Mats Hummels, Jérôme Boateng und Thomas Müller gehören nun also nicht mehr zur deutschen Nationalmannschaft. Ich finde es sehr positiv, dass Jogi Löw die Entscheidung persönlich überbracht hat. Man muss sie akzeptieren – aber wirklich verstehen kann ich sie nicht. Und die Spieler wahrscheinlich auch nicht. Lassen wir die Vergangenheit mit den großen Erfolgen doch einmal außen vor und schauen auf die aktuelle Situation der drei Spieler:

Thomas Müller hat beim FC Bayern in den vergangenen Monaten unter Beweis gestellt, dass er auch wichtig sein kann, wenn er kein absoluter Stammspieler ist. Er hat sich immer mit 100 Prozent eingesetzt für den Verein. Am vergangenen Wochenende gegen Mönchengladbach (5:1) war er herausragend, obwohl es sein erster Startelf-Einsatz seit einiger Zeit war.

Hummels und Boateng im besten Fußball-Alter

Ich glaube, in dieser Rolle hätte er als Spieler aber auch als Persönlichkeit doch für das Nationalteam noch wichtig sein können. Wenn Thomas Müller mit seiner unorthodoxen Spielweise eingewechselt wird, löst das etwas beim Gegner aus. Dieser Option beraubt sich Löw nun freiwillig.

Die Leistungen von Mats Hummels und Jérôme Boateng haben sich in den vergangenen Wochen ebenfalls wieder stark verbessert. Es gibt auf der Welt kaum Spieler, die so eine starke Spieleröffnung haben. Dazu sind sie mit 30 Jahren im besten Fußball-Alter. Ich bin in diesem Alter zum FC Bayern gekommen und hatte große Ziele.
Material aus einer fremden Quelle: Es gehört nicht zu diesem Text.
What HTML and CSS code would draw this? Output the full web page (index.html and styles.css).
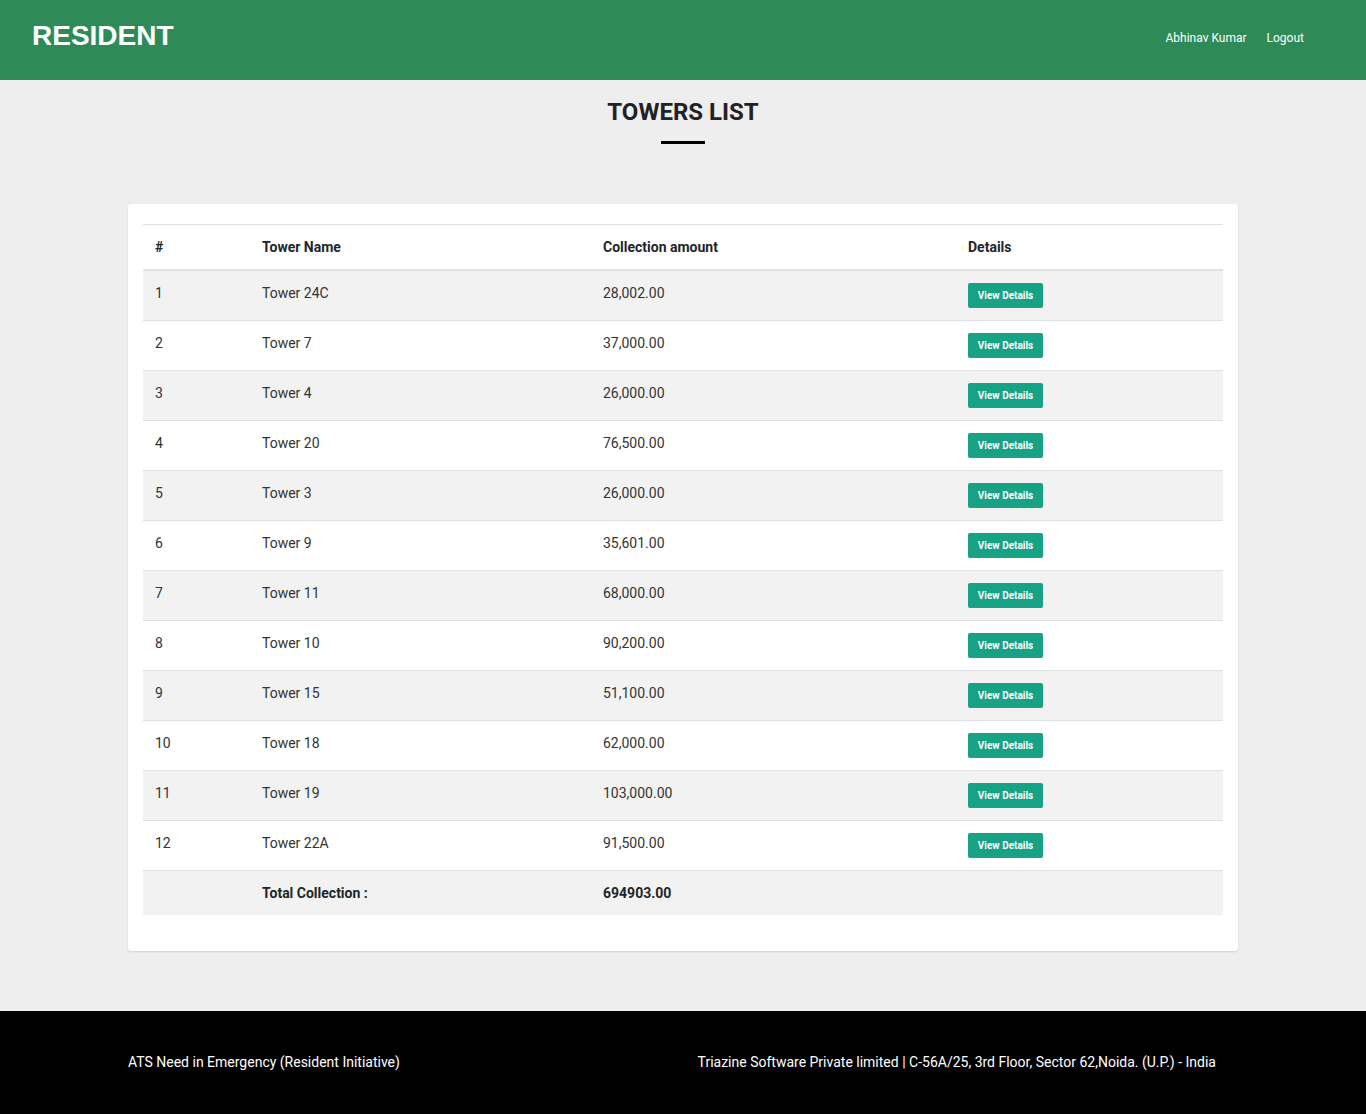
FILE: index.html
```html
<!DOCTYPE html>
<html>
<head>
<meta charset="utf-8">
<title>Towers List</title>
<link rel="stylesheet" href="styles.css">
</head>
<body>
<header class="topbar">
  <div class="logo">RESIDENT</div>
  <nav class="nav">
    <a href="#">Abhinav Kumar</a>
    <a href="#">Logout</a>
  </nav>
</header>
<main class="main">
  <h1 class="title">TOWERS LIST</h1>
  <div class="title-bar"></div>
  <section class="card">
    <table class="tbl">
      <colgroup>
        <col class="c1"><col class="c2"><col class="c3"><col class="c4">
      </colgroup>
      <thead>
        <tr><th>#</th><th>Tower Name</th><th>Collection amount</th><th>Details</th></tr>
      </thead>
      <tbody>
        <tr><td>1</td><td>Tower 24C</td><td>28,002.00</td><td><button class="btn">View Details</button></td></tr>
        <tr><td>2</td><td>Tower 7</td><td>37,000.00</td><td><button class="btn">View Details</button></td></tr>
        <tr><td>3</td><td>Tower 4</td><td>26,000.00</td><td><button class="btn">View Details</button></td></tr>
        <tr><td>4</td><td>Tower 20</td><td>76,500.00</td><td><button class="btn">View Details</button></td></tr>
        <tr><td>5</td><td>Tower 3</td><td>26,000.00</td><td><button class="btn">View Details</button></td></tr>
        <tr><td>6</td><td>Tower 9</td><td>35,601.00</td><td><button class="btn">View Details</button></td></tr>
        <tr><td>7</td><td>Tower 11</td><td>68,000.00</td><td><button class="btn">View Details</button></td></tr>
        <tr><td>8</td><td>Tower 10</td><td>90,200.00</td><td><button class="btn">View Details</button></td></tr>
        <tr><td>9</td><td>Tower 15</td><td>51,100.00</td><td><button class="btn">View Details</button></td></tr>
        <tr><td>10</td><td>Tower 18</td><td>62,000.00</td><td><button class="btn">View Details</button></td></tr>
        <tr><td>11</td><td>Tower 19</td><td>103,000.00</td><td><button class="btn">View Details</button></td></tr>
        <tr><td>12</td><td>Tower 22A</td><td>91,500.00</td><td><button class="btn">View Details</button></td></tr>
        <tr class="total"><td></td><td>Total Collection :</td><td>694903.00</td><td></td></tr>
      </tbody>
    </table>
  </section>
</main>
<footer class="footer">
  <div class="footer-inner">
    <span>ATS Need in Emergency (Resident Initiative)</span>
    <span class="footer-right">Triazine Software Private limited | C-56A/25, 3rd Floor, Sector 62,Noida. (U.P.) - India</span>
  </div>
</footer>
</body>
</html>
```
FILE: styles.css
```css
* { box-sizing: border-box; }
html, body { margin: 0; padding: 0; }
body {
  background: #eeeeee;
  font-family: Roboto, "Liberation Sans", sans-serif;
  color: #212529;
}
.topbar {
  height: 80px;
  background: #2e8b57;
  display: flex;
  align-items: center;
  justify-content: space-between;
  padding: 0 62px 0 32px;
}
.logo {
  font-family: "Liberation Sans", Arial, sans-serif;
  font-weight: bold;
  font-size: 28px;
  color: #fff;
  margin-top: -9px;
}
.nav {
  display: flex;
  gap: 20px;
  margin-top: -5px;
}
.nav a {
  color: #fff;
  text-decoration: none;
  font-size: 12px;
}
.main {
  padding-bottom: 60px;
}
.title {
  margin: 0;
  padding-top: 16px;
  text-align: center;
  font-size: 24px;
  font-weight: 700;
  color: #222;
  line-height: 32px;
}
.title-bar {
  width: 44px;
  height: 3px;
  background: #000;
  margin: 13px auto 0;
}
.card {
  width: 1110px;
  margin: 60px auto 0;
  background: #fff;
  border-radius: 3px;
  box-shadow: 0 1px 2px rgba(0,0,0,0.12);
  padding: 20px 15px 36px;
}
.tbl {
  width: 100%;
  border-collapse: collapse;
  font-size: 14px;
  table-layout: fixed;
}
.c1 { width: 107px; }
.c2 { width: 341px; }
.c3 { width: 365px; }
.c4 { width: 267px; }
.tbl th, .tbl td {
  text-align: left;
  vertical-align: top;
  padding: 12px 12px 11px;
  line-height: 20px;
  border-top: 1px solid #dee2e6;
}
.tbl th {
  font-weight: 700;
  color: #212529;
  padding-bottom: 12px;
  border-bottom: 2px solid #dee2e6;
}
.tbl td { color: #333; }
.tbl tbody tr:nth-child(odd) { background: #f2f2f2; }
.tbl tr.total td { font-weight: 700; color: #212529; padding-bottom: 12px; }
.btn {
  display: block;
  width: 75px;
  height: 25px;
  margin: 0 0 1px;
  padding: 0;
  border: 0;
  border-radius: 2px;
  background: #17a185;
  color: #fff;
  font-family: Roboto, "Liberation Sans", sans-serif;
  font-size: 10px;
  font-weight: 700;
  cursor: pointer;
}
.footer {
  background: #000;
  height: 103px;
  color: #fff;
  font-size: 14px;
}
.footer-inner {
  width: 1110px;
  margin: 0 auto;
  display: flex;
  justify-content: space-between;
  padding: 41px 22px 0 0;
  line-height: 20px;
}
```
Warum soll es bei ihnen anders sein?

Löw muss die Konsequenzen tragen

Besonders verwundert mich, dass Löw gleich auf beide verzichtet. Ausgerechnet in der so wichtigen Innenverteidigung gibt er zwei erfahrene Spieler auf. Was gibt es denn für Alternativen? Niklas Süle hat einen großen Schritt nach vorne gemacht, er wird wohl gesetzt sein. Daneben bieten sich zum Beispiel Antonio Rüdiger, Matthias Ginter oder Jonathan Tah an. Das sind zwar gute Spieler. Aber für mich haben sie noch nicht das Niveau von Hummels oder Boateng in der aktuellen Form. Ich hoffe, dass Löw nicht durch Verletzungen oder Formschwäche in die Situation kommt, dass er sich einen der beiden zurückwünscht.
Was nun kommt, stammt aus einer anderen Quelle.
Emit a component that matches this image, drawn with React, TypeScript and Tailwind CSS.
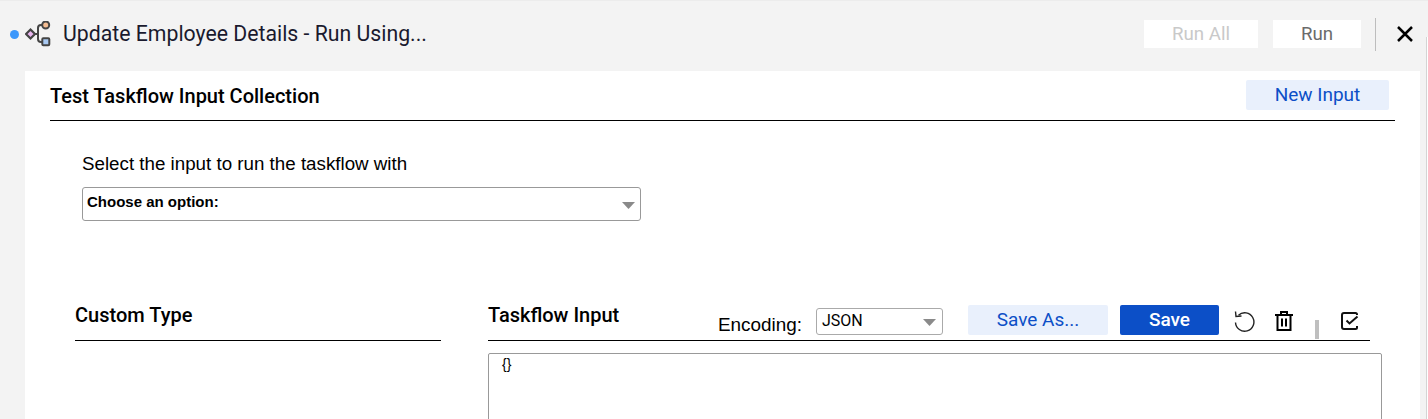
const ROBOTO = "font-['Roboto',sans-serif]"
const ARIAL = "font-['Liberation_Sans',Arial,sans-serif]"

function FlowIcon() {
  return (
    <svg width="26" height="26" viewBox="0 0 26 26" fill="none">
      <path d="M8 13h5M13 13V7q0-3 3-3h2M13 13v5q0 3 3 3h2" stroke="#444" strokeWidth="2" />
      <path d="M5.500 8.500 10 13l-4.500 4.500L1 13z" fill="#eab6f0" stroke="#444" strokeWidth="2.200" />
      <circle cx="20.700" cy="4" r="3.500" fill="#f4bd92" stroke="#444" strokeWidth="2" />
      <rect x="17.300" y="17.300" width="7" height="7" rx="1" fill="#a9c9f2" stroke="#444" strokeWidth="2" />
    </svg>
  )
}

function Caret({ className }: { className: string }) {
  return (
    <svg width="13" height="7" viewBox="0 0 13 7" className={className}>
      <path d="M0 0h13L6.500 7z" fill="#8a8a8a" />
    </svg>
  )
}

function UndoIcon() {
  return (
    <svg width="21" height="21" viewBox="0 0 21 21" fill="none" stroke="#222" strokeWidth="1.400">
      <path d="M4.500 4.200A9.200 9.200 0 1 1 1.500 11.500" />
      <path d="M1.500.5 2 5.500l5.500-.5" />
    </svg>
  )
}

function TrashIcon() {
  return (
    <svg width="18" height="20" viewBox="0 0 18 20" fill="none" stroke="#000" strokeWidth="2">
      <path d="M0 4h18M6 4V1h6v3M2.500 4v15h13V4M7 7.500v8M11 7.500v8" />
    </svg>
  )
}

function CheckBoxIcon() {
  return (
    <svg width="18" height="18" viewBox="0 0 18 18" fill="none" stroke="#111" strokeWidth="2">
      <path d="M16 3V2.500Q16 1 14.500 1H3Q1 1 1 3v12q0 2 2 2h11.500q1.500 0 1.500-1.500V14" />
      <path d="M5.500 8.500l3 3 8-7" />
    </svg>
  )
}

export default function App() {
  return (
    <div className={`relative h-[419px] w-[1428px] overflow-hidden bg-[#f3f3f3] text-black ${ROBOTO}`}>
      {/* top bar */}
      <div className="h-[71px] flex items-center border-t border-[#ececec] pb-[4px] pl-[10px] pr-[15px]">
        <span className="w-[9px] h-[9px] rounded-full bg-[#3b97fb]" />
        <span className="ml-[6px]"><FlowIcon /></span>
        <span className="ml-[12px] text-[21.250px] text-[#1a1a2e]">Update Employee Details - Run Using...</span>
        <div className="ml-auto flex items-center">
          <button className="w-[114px] h-[28px] bg-white text-[18.700px] text-[#c9c9c9]">Run All</button>
          <button className="ml-[15px] w-[88px] h-[28px] bg-white text-[18.700px] text-[#6b6b6b]">Run</button>
          <span className="ml-[14px] w-px h-[33px] bg-[#bdbdbd]" />
          <svg width="16" height="16" viewBox="0 0 16 16" className="ml-[21px]" stroke="#000" strokeWidth="2.500">
            <path d="M1 1l14 14M15 1 1 15" />
          </svg>
        </div>
      </div>

      {/* right page edge */}
      <div className="absolute right-0 top-[37px] bottom-0 w-[2px] bg-white border-l border-[#d4d4d4]" />

      {/* panel */}
      <div className="ml-[25px] w-[1395px] h-[348px] bg-white">
        <div className="mx-[25px] w-[1345px] h-[50px] flex items-center justify-between border-b border-black">
          <h2 className="text-[20px] font-medium leading-none mb-[-1px]">Test Taskflow Input Collection</h2>
          <button className="mr-[6px] mb-[2px] pt-[1px] w-[143px] h-[30px] rounded-[2px] bg-[#e9f0fc] text-[19px] text-[#0c4fc7]">New Input</button>
        </div>

        <div className={`ml-[57px] ${ARIAL}`}>
          <p className="mt-[32px] text-[18.750px] leading-[22px]">Select the input to run the taskflow with</p>
          <div className="mt-[12px] w-[559px] h-[34px] flex items-center border border-[#999] rounded-[3px] pl-[4px] pr-[5px]">
            <span className="text-[15px] font-bold mb-[3px]">Choose an option:</span>
            <Caret className="ml-auto mt-[2px]" />
          </div>
        </div>

        <div className="mt-[84px] ml-[50px] flex">
          <div className="w-[366px] h-[36px] border-b border-black">
            <h3 className="text-[20px] font-medium leading-[22px] mt-[-1px]">Custom Type</h3>
          </div>

          <div className="ml-[47px]">
            <div className="w-[882px] h-[36px] flex border-b border-black">
              <h3 className="text-[20px] font-medium leading-[22px] mt-[-1px]">Taskflow Input</h3>
              <div className="ml-auto flex items-start">
                <span className={`mt-[9px] mr-[14px] text-[18.900px] leading-[21px] ${ARIAL}`}>Encoding:</span>
                <div className="mt-[3px] w-[127px] h-[27px] flex items-center border border-[#aaa] rounded-[3px] pl-[5px] pr-[6px]">
                  <span className="text-[16px] mb-[2px]">JSON</span>
                  <Caret className="ml-auto mt-[1px]" />
                </div>
                <button className="ml-[25px] w-[140px] h-[30px] rounded-[2px] bg-[#e9f0fc] text-[19px] text-[#0c4fc7]">Save As...</button>
                <button className="ml-[12px] w-[99px] h-[30px] rounded-[2px] bg-[#0c4fc7] text-[19px] font-medium text-white">Save</button>
                <span className="ml-[15px] mt-[6px]"><UndoIcon /></span>
                <span className="ml-[20px] mt-[6px]"><TrashIcon /></span>
                <span className="ml-[22px] mt-[15px] w-[4px] h-[19px] bg-[#bfbfbf]" />
                <span className="ml-[22px] mt-[7px] mr-[11px]"><CheckBoxIcon /></span>
              </div>
            </div>
            <div className="mt-[12px] w-[894px] h-[80px] border border-[#999] rounded-[2px] pl-[13px] pt-[1px] text-[14px] leading-[18px]">
              <span className={ARIAL}>{'{}'}</span>
            </div>
          </div>
        </div>
      </div>
    </div>
  )
}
In meinen Augen war es nicht nötig, die Tür zur Nationalmannschaft für drei so verdiente Spieler gleich komplett zuzuschlagen. Klar ist: daran wird Löw in Zukunft gemessen. Sollte der Umbruch scheitern, muss er die Konsequenzen tragen.

Die Spieler könnten sogar vom Ausschluss profitieren

Für die Spieler selbst wird diese Entscheidung sehr enttäuschend sein. Die Verantwortlichen des FC Bayern haben sich über den Zeitpunkt, eine Woche vor dem wichtigen Duell des FC Bayern in der Champions League gegen Liverpool, beklagt. Ich glaube: Das sind Vollprofis, die wissen mit solchen Situationen umzugehen. Außerdem können sie auf einen großen Erfolg im Nationaltrikot zurückblicken, den WM-Triumph 2014. Wäre dieses Highlight nicht gewesen, wäre die Trauer nach so einem Abschied wohl noch größer. Es wird sie nicht komplett runterziehen.
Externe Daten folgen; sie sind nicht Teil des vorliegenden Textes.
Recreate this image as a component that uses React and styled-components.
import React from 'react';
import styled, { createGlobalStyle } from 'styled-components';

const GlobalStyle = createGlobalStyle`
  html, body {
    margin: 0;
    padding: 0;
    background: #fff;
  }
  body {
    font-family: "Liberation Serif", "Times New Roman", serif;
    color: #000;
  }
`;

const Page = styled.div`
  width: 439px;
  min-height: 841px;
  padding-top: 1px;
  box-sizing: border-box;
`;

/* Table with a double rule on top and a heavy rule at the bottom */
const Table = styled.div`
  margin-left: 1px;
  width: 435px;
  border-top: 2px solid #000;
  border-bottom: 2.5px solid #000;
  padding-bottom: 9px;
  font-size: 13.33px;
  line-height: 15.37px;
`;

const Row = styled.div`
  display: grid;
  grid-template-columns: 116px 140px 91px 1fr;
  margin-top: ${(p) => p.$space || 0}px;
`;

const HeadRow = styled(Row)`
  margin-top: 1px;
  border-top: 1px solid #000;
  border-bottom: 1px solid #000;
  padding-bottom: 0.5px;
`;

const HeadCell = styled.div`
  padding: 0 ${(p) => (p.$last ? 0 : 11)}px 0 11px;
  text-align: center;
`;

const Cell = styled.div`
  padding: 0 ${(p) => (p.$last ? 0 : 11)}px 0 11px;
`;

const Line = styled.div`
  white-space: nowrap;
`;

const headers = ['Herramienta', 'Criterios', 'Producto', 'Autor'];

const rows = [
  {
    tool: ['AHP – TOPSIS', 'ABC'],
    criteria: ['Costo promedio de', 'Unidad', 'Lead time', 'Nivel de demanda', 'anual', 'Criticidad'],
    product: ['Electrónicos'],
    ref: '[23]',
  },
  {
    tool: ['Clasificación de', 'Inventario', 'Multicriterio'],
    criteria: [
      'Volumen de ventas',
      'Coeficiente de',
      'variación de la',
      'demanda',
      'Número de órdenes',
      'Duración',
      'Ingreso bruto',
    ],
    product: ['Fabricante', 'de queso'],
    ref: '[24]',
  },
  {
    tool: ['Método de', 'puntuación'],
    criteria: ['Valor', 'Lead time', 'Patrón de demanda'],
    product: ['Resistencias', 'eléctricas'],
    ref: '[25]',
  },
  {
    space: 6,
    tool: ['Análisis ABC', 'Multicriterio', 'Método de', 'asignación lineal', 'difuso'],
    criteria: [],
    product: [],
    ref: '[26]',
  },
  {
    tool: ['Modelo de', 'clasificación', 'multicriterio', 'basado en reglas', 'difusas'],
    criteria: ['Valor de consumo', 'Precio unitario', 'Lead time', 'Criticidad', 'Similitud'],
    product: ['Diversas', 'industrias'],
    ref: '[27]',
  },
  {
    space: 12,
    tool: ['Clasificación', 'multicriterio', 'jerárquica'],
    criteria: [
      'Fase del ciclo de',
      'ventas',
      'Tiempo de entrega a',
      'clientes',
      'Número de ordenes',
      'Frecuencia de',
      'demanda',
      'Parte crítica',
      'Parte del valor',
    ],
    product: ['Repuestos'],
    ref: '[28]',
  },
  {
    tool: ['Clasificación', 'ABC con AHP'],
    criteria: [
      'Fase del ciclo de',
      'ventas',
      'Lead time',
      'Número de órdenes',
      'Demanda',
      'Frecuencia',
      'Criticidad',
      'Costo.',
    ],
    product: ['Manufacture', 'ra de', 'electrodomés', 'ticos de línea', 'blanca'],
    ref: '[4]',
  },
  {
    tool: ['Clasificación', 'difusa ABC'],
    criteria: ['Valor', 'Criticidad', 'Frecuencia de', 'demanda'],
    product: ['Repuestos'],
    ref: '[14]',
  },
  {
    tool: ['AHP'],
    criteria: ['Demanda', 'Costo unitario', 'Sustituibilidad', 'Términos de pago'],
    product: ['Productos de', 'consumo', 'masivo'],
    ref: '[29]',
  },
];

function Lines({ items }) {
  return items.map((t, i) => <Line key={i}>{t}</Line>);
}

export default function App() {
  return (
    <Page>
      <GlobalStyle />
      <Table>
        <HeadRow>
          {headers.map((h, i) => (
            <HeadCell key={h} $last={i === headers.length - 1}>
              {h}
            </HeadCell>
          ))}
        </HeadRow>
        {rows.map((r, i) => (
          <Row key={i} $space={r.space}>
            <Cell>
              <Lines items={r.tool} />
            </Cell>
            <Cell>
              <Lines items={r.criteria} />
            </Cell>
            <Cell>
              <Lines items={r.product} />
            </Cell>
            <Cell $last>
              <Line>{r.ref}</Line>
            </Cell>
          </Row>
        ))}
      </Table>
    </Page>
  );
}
Langfristig werden Hummels, Boateng und Müller vielleicht sogar feststellen, dass sie und auch der FC Bayern vom Aus in der Nationalelf profitieren können. Durch die Ruhepausen, die sie nun genießen können, wird ihre Karriere vielleicht sogar ein oder zwei Jahre länger gehen. Und auch die Bayern müssen sich weniger Gedanken machen um mögliche Verletzungen oder Strapazen mit dem Nationalteam für ihre Stars.

Im Tor geht die Tendenz immer mehr in Richtung ter Stegen

Dass Manuel Neuer als einziger der älteren Bayern-Weltmeister verschont worden ist, kann ich vorerst verstehen. Er hat sich in seinem Spiel zuletzt wieder sehr gefestigt. Umgekehrt ist es natürlich legitim, dass Marc-André ter Stegen Ansprüche auf die Nummer eins anmeldet. Und ich glaube auch, dass die Tendenz auch auf dieser Position hin zu einem Wechsel geht.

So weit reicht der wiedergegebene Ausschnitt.